As the interior walls and ceilings of the four-bedroom home were stripped to the timbers, the 2,526-sq.-ft. building disclosed a number of unexpected features, some the product of age and a few that were just plain disturbing. In a blog post about the project, team leader Green Tomato Energy, a London-based specialist in energy-efficient building, noted the following discoveries once the framing was exposed: “woodworm in almost every piece of timber in the house; structural columns sitting on midair, supported by precisely nothing; brickwork that looks more like pebble-dash than a wall; 6-cm. gaps between first and second brick layers on external walls; bowed walls throughout (which are particularly trying when applying insulation).”

Honoring architectural heritage

Those on Green Tomato’s design-and-construction team who were from the U.K. were probably more than nominally familiar with the challenges inherent in deep energy retrofits of this sort. Beyond addressing those issues, though, the team also had to comply with historic-conservation rules governing the building’s appearance and materials, a process that typically requires considerable cost, patience, and caution. (A GBA post about a deep energy retrofit of a 19th-century Victorian in northeast London notes that the project took more than two years from beginning to end.)
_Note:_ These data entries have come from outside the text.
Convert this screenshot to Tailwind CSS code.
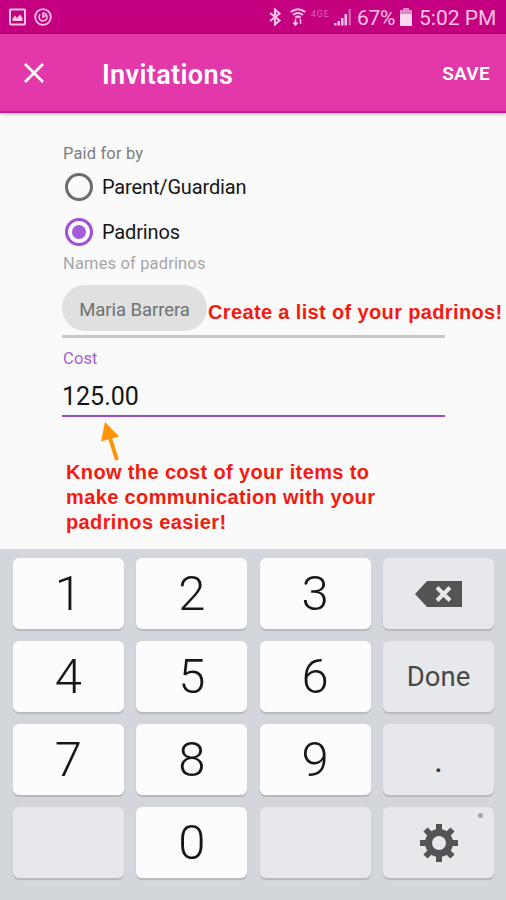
<!DOCTYPE html>
<html lang="en">
<head>
<meta charset="utf-8">
<title>Invitations</title>
<script src="https://cdn.jsdelivr.net/npm/@tailwindcss/browser@4"></script>
</head>
<body class="w-[506px] h-[900px] overflow-hidden bg-[#fafafa] font-[Roboto,sans-serif] flex flex-col whitespace-nowrap">
<div class="h-[34px] shrink-0 bg-[#c50080] text-[#f7c3e3] flex items-center pl-[9px] pr-[10px] border-b border-[#aa0070]">
  <svg class="w-[17px] h-[18px]" viewBox="0 0 17 18" fill="none" stroke="currentColor" stroke-width="2"><rect x="1" y="1.5" width="15" height="15" rx="1"/><path d="M3.500 13V10.500L6 7.500L8 10L11 6.500L13.500 10V13Z" fill="currentColor" stroke="none"/></svg>
  <svg class="w-[18px] h-[18px] ml-2" viewBox="0 0 18 18" fill="none" stroke="currentColor" stroke-width="1.800"><circle cx="9" cy="9" r="7.800"/><path d="M6.200 6.200A4 4 0 1 0 9 5V9L11.500 7.500" stroke-width="1.500"/></svg>
  <div class="ml-auto flex items-center">
    <svg class="w-3 h-[18px]" viewBox="0 0 12 18" fill="none" stroke="currentColor" stroke-width="2.100"><path d="M1 5L10.500 12.500L6 16.500V1.500L10.500 5.500L1 13"/></svg>
    <svg class="w-[16px] h-[18px] ml-[9px]" viewBox="0 0 16 18" fill="none" stroke="currentColor" stroke-width="2"><path d="M.7 4Q8-1.500 15.300 4M3 7Q8 3 13 7M5.300 9.700Q8 7.500 10.700 9.700"/><path d="M5.500 17V11M3.300 14.500L5.500 17L7.700 14.500M10.500 11V16" stroke-width="1.600"/></svg>
    <span class="ml-[5px] -mt-[6px] w-[21px] h-[10px] text-[9px] leading-[11px] tracking-[.8px] text-[#dd5fb2]">4GE</span>
    <svg class="w-[18px] h-[17px] ml-[2px] mt-px" viewBox="0 0 18 17" fill="currentColor"><path d="M0 14h2.500v2.500H0zM3.500 12H6v4.500H3.500zM7 9h2.500v7.500H7zM10.500 5H13v11.500h-2.500z"/><path d="M14.500 0H17v16.500h-2.500z" opacity=".45"/></svg>
    <span class="ml-[5px] w-[41px] text-[21px] tracking-[-.3px] leading-6 mt-[2px]">67%</span>
    <svg class="w-3 h-[18px] ml-[2px] mt-px" viewBox="0 0 12 18"><path d="M3 0h6v2h3v4H0V2h3z" fill="#e18bc3"/><path d="M0 6h12v12H0z" fill="#fbd8ed"/></svg>
    <span class="ml-[7px] w-[77px] text-[21px] leading-6 mt-[2px]">5:02 PM</span>
  </div>
</div>
<header class="h-[79px] shrink-0 bg-[#e338a9] border-b-2 border-[#cf1593] shadow-[0_1px_4px_rgba(0,0,0,.3)] text-white flex items-center pl-6 pr-4">
  <svg class="w-5 h-5" viewBox="0 0 20 20" stroke="currentColor" stroke-width="2.700"><path d="M1 1L19 19M19 1L1 19"/></svg>
  <h1 class="ml-[58px] mt-1 text-[27px] font-semibold leading-8 tracking-[.35px]">Invitations</h1>
  <span class="ml-auto mt-[3px] text-[19px] font-semibold leading-6 tracking-[.3px]">SAVE</span>
</header>
<main class="h-[436px] shrink-0 pl-[62px] flex flex-col items-start">
  <div class="mt-[31px] ml-px h-5 text-[16.500px] leading-5 tracking-[.15px] text-[#7d7d7d]">Paid for by</div>
  <div class="mt-[8px] h-[30px] flex items-center text-[20px] tracking-[-.15px] text-[#161616]">
    <span class="ml-[3px] w-7 h-7 rounded-full border-[3px] border-[#6c6c6c]"></span><span class="ml-[9px] -mt-px">Parent/Guardian</span>
  </div>
  <div class="mt-[15px] h-[30px] flex items-center text-[20px] tracking-[-.15px] text-[#161616]">
    <span class="ml-[3px] w-7 h-7 rounded-full border-[3px] border-[#a14fd3] flex items-center justify-center"><i class="w-[14px] h-[14px] rounded-full bg-[#a35bd6]"></i></span><span class="ml-[9px] -mt-px">Padrinos</span>
  </div>
  <div class="mt-[7px] ml-px h-5 text-[16.500px] leading-5 tracking-[.15px] text-[#a6a6a6]">Names of padrinos</div>
  <div class="mt-[11px] w-[383px] h-[53px] border-b-[3px] border-[#c7c7c7] flex items-start">
    <span class="w-[145px] h-[46px] shrink-0 rounded-full bg-[#e0e0e0] text-[#717171] text-[18.500px] leading-[50px] tracking-[-.05px] text-center">Maria Barrera</span>
    <span class="ml-[1px] mt-[15px] font-['Liberation_Sans',sans-serif] font-bold text-[20px] leading-6 tracking-[.36px] text-[#f5190f]">Create a list of your padrinos!</span>
  </div>
  <div class="mt-[10px] ml-px h-5 text-[16.500px] leading-[22px] tracking-[.15px] text-[#a45fd2]">Cost</div>
  <div class="mt-[7px] w-[383px] h-[42px] border-b-2 border-[#9a4cc2] pt-[7px] text-[25px] leading-[30px] text-[#161616]">125.00</div>
  <svg class="ml-[38px] mt-[5px] w-5 h-[39px]" viewBox="0 0 20 39"><path d="M5 0L19 14.500L1 19.500Z" fill="#ff9408"/><path d="M10 16L17 38" stroke="#ff9408" stroke-width="4"/></svg>
  <p class="ml-[4px] -mt-[1px] font-['Liberation_Sans',sans-serif] font-bold text-[20px] leading-[25px] tracking-[.37px] text-[#f5190f]">Know the cost of your items to<br>make communication with your<br>padrinos easier!</p>
</main>
<section class="h-[351px] shrink-0 bg-[#d3d6db] pt-[9px] pl-[13px] pr-3 grid grid-cols-4 auto-rows-[71px] gap-x-[12.500px] gap-y-3 content-start text-center text-[49px] font-light leading-[72px] text-[#161616] *:rounded-md *:shadow-[0_2px_1px_#b6b9be]">
  <div class="bg-[#fcfcfc]">1</div><div class="bg-[#fcfcfc]">2</div><div class="bg-[#fcfcfc]">3</div>
  <div class="bg-[#e7e8ec] flex items-center justify-center"><svg class="w-12 h-[26px]" viewBox="0 0 48 26"><path d="M0 13L12 0H47V26H12Z" fill="#545454"/><path d="M22 6.500L35 19.500M35 6.500L22 19.500" stroke="#e7e8ec" stroke-width="4"/></svg></div>
  <div class="bg-[#fcfcfc]">4</div><div class="bg-[#fcfcfc]">5</div><div class="bg-[#fcfcfc]">6</div>
  <div class="bg-[#e7e8ec] text-[27.500px] font-normal text-[#484848]">Done</div>
  <div class="bg-[#fcfcfc]">7</div><div class="bg-[#fcfcfc]">8</div><div class="bg-[#fcfcfc]">9</div>
  <div class="bg-[#e7e8ec] text-[34px] font-normal text-[#383838]">.</div>
  <div class="bg-[#e7e8ec]"></div><div class="bg-[#fcfcfc]">0</div><div class="bg-[#e7e8ec]"></div>
  <div class="bg-[#e7e8ec] relative flex items-center justify-center"><svg class="w-[38px] h-[38px]" viewBox="-19 -19 38 38" fill="none" stroke="#545454"><circle r="10.500" stroke-width="7"/><path d="M0-19V-12M0 19V12M-19 0H-12M19 0H12M-13.500-13.500L-9-9M13.500 13.500L9 9M-13.500 13.500L-9 9M13.500-13.500L9-9" stroke-width="6"/></svg><i class="absolute top-[6px] right-[11px] w-[5px] h-[5px] rounded-full bg-[#a5a5a8]"></i></div>
</section>
</body>
</html>
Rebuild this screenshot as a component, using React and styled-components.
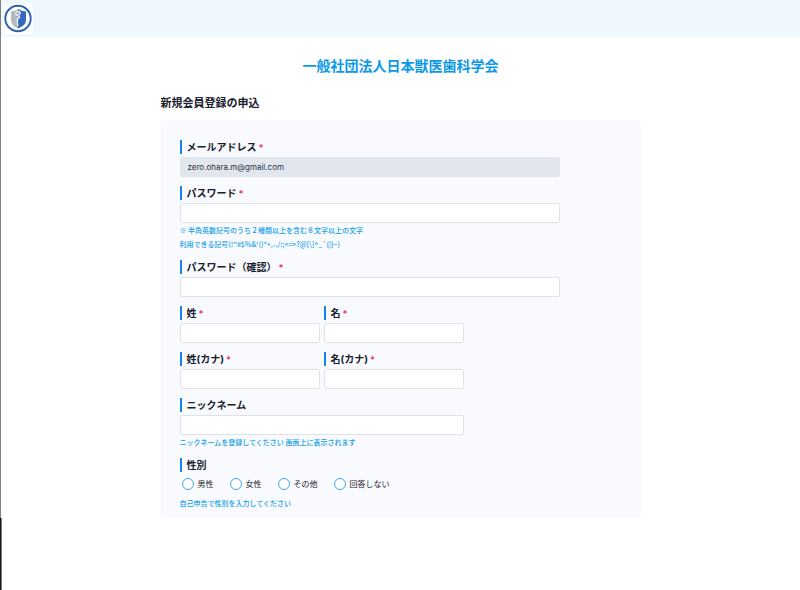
import React from 'react';
import styled, { createGlobalStyle } from 'styled-components';

const GlobalStyle = createGlobalStyle`
* {
box-sizing: border-box;
}
body {
margin: 0;
background-color: #fff;
color: #1a202c;
font-family: Inter, "Noto Sans CJK JP", sans-serif;
}
h1, h2, p, fieldset {
margin: 0;
}
`

const Page = styled.div`
min-height: 100vh;
padding-left: 1px;
`

const Edge = styled.div`
position: absolute;
top: 0;
bottom: 0;
left: 0;
display: flex;
flex-direction: column;
`

const EdgeTop = styled.div`
flex: 1;
width: 1px;
background-color: #808184;
`

const EdgeBottom = styled.div`
height: 72px;
width: 2px;
background-color: #1c1c20;
border-right: 1px solid #77777a;
`

const Header = styled.header`
display: flex;
align-items: center;
height: 37px;
padding: 0 2px;
background-color: #f0f8ff;
`

const LogoLink = styled.a`
display: flex;
background-color: #fff;
`

const Main = styled.main`
width: 480px;
max-width: 100%;
margin: 0 auto;
padding-top: 18px;
`

const Title = styled.h1`
color: #0b98e8;
font-size: 14px;
font-weight: 700;
line-height: 22px;
text-align: center;
`

const Subtitle = styled.h2`
margin-top: 18px;
font-size: 11px;
font-weight: 700;
line-height: 16px;
`

const Form = styled.form`
display: flex;
flex-direction: column;
align-items: flex-start;
gap: 9px;
margin-top: 10px;
padding: 19px 19px 8px;
background-color: #f8fafe;
`

const FieldBox = styled.div`
width: ${props => props.$width};
max-width: 100%;
`

const Row = styled.div`
display: grid;
grid-template-columns: 1fr 1fr;
gap: 4px;
width: 284px;
`

const Label = styled.label`
display: block;
margin-bottom: 3px;
padding-left: 5px;
border-left: 2px solid #1583ee;
font-size: 10px;
font-weight: 700;
line-height: 14px;
`

const Required = styled.span`
margin-left: 2px;
color: #f5316b;
font-size: 9px;
line-height: 1;
`

const Input = styled.input`
display: block;
width: 100%;
height: 20px;
padding: 0 7px;
background-color: #fff;
border: 1px solid #dfe2e7;
border-radius: 2px;
outline: none;
color: #2d3340;
font-family: inherit;
font-size: 8px;

&:read-only {
background-color: #e1e6ef;
border-color: #e1e6ef;
}
`

const Help = styled.p`
color: #129fe6;
font-family: "Noto Sans CJK JP", sans-serif;
font-size: 7px;
font-weight: 500;
line-height: 14px;
`

const Fieldset = styled.fieldset`
min-width: 0;
padding: 0;
border: none;
`

const Legend = styled(Label)`
width: 100%;
`

const Radios = styled.div`
display: flex;
gap: 16px;
padding: 3px 2px 6px;
`

const RadioLabel = styled.label`
display: flex;
align-items: center;
gap: 4px;
font-size: 8px;
line-height: 12px;
`

const Radio = styled.input`
appearance: none;
width: 12px;
height: 12px;
margin: 0;
background-color: #fff;
border: 1px solid #3fa9ea;
border-radius: 50%;

&:checked {
background-color: #1583ee;
box-shadow: inset 0 0 0 2px #fff;
}
`

const Logo = () => (
  <svg width='30' height='30' viewBox='0 0 30 30' aria-hidden='true'>
    <circle cx='15' cy='14.5' r='12.7' fill='#fff' stroke='#2d5fb0' strokeWidth='1.9'/>
    <path d='M8 7.500 Q12 7 15 5 V24.500 Q8 21.500 8 16Z' fill='#b4b9c1'/>
    <path d='M15 5 Q18 7 23 7.500 V16 Q23 21.500 15 24.500Z' fill='#3568bd'/>
    <path d='M12 9 L14 6.500 L17 7 L18 9.500 L16.500 11.500 L17.500 14 L15.500 14.500 L15 18 L15.500 22 L14 21.500 L13.500 16 L14.500 12 L12.500 11.500Z' fill='#e9edf3'/>
    <path d='M13.500 9.500 L15 8.500 L15.500 10.500 M14 13 L15.500 12' fill='none' stroke='#5277b3' strokeWidth='0.9'/>
  </svg>
)

const Field = (props) => {

    const { id, label, required, width, help = [], ...rest } = props

    return (

        <FieldBox $width={width || '100%'}>
            <Label htmlFor={id}>
              {label}
              {required && <Required>*</Required>}
            </Label>
            <Input id={id} name={id} {...rest}/>
            {help.map(text => <Help key={text}>{text}</Help>)}
        </FieldBox>

    )

}

const genders = ['男性', '女性', 'その他', '回答しない']

function App() {

  return <Page>
    <GlobalStyle/>
    <Header>
      <LogoLink href='#'>
        <Logo/>
      </LogoLink>
    </Header>
    <Main>
      <Title>一般社団法人日本獣医歯科学会</Title>
      <Subtitle>新規会員登録の申込</Subtitle>
      <Form>
        <Field
          id='email'
          type='email'
          label='メールアドレス'
          width='380px'
          defaultValue='zero.ohara.m@gmail.com'
          readOnly
          required
        />
        <Field
          id='password'
          type='password'
          label='パスワード'
          width='380px'
          help={[
            '※ 半角英数記号のうち２種類以上を含む８文字以上の文字',
            '利用できる記号(!"#$%&\'()*+,-./:;<=>?@[\\]^_`{|}~)'
          ]}
          required
        />
        <Field id='confirm' type='password' label='パスワード（確認）' width='380px' required/>
        <Row>
          <Field id='lastName' label='姓' required/>
          <Field id='firstName' label='名' required/>
        </Row>
        <Row>
          <Field id='lastKana' label='姓(カナ)' required/>
          <Field id='firstKana' label='名(カナ)' required/>
        </Row>
        <Field
          id='nickname'
          label='ニックネーム'
          width='284px'
          help={['ニックネームを登録してください 画面上に表示されます']}
        />
        <Fieldset>
          <Legend as='legend'>性別</Legend>
          <Radios>
            {genders.map(gender => (
              <RadioLabel key={gender}>
                <Radio type='radio' name='gender' value={gender}/>
                {gender}
              </RadioLabel>
            ))}
          </Radios>
          <Help>自己申告で性別を入力してください</Help>
        </Fieldset>
      </Form>
    </Main>
    <Edge>
      <EdgeTop/>
      <EdgeBottom/>
    </Edge>
  </Page>

}

export default App;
The good news is that Green Tomato, which is involved in other Passivhaus projects in the London area, persevered. It took about a year to bring the renovation far enough along for Passivhaus certification, which the house earned last month, along with an airtightness reading of 0.4905 air changes per hour at 50 Pascal pressure difference.

Teaching an old building new tricks

Because much of the original timber was compromised in some way, the team used a combination of steel (more than 5 tons of it), wood, and manufactured studs and joists to rebuild and steady the skeleton. A 130-mm. layer of Kingspan Kooltherm rigid closed-cell foam was installed outside the OSB sheathing on the roof and exterior walls (see image number 5), and a 50-mm. layer of rigid foam was installed on the inside of the roof and wall framing. Aluminum tape was used to seal gaps. The Green Tomato project blog notes that the insulation package delivers thermal resistance of U-0.1 (R-56.78).

The project’s triple-glazed windows, which had to conform to the sizes and styling of the originals, were custom built by Ryder Strategies Europe using newly developed glazing from Pilkington Glass. That process took a few months longer than originally planned, although the windows met every design and performance requirement.

The house is equipped with a small photovoltaic system (1.17 kW) whose array is angled unobtrusively on an A-frame on the flat rooftop, and two solar thermal flat-plate panels (5.57 kW) embedded in the slate-shingle roof. The project’s only other renewable energy system is a labyrinthine heat exchange the builder devised and then installed under the kitchen floor – it is about 3 ft. underground, covers about 300 sq. ft., and is sealed with an antibacterial film – to “prep” the incoming air to about 55 degrees F before it reaches the building’s heat recovery ventilator, a Genvex Combi. The total cost of the renovation came to about $414,300.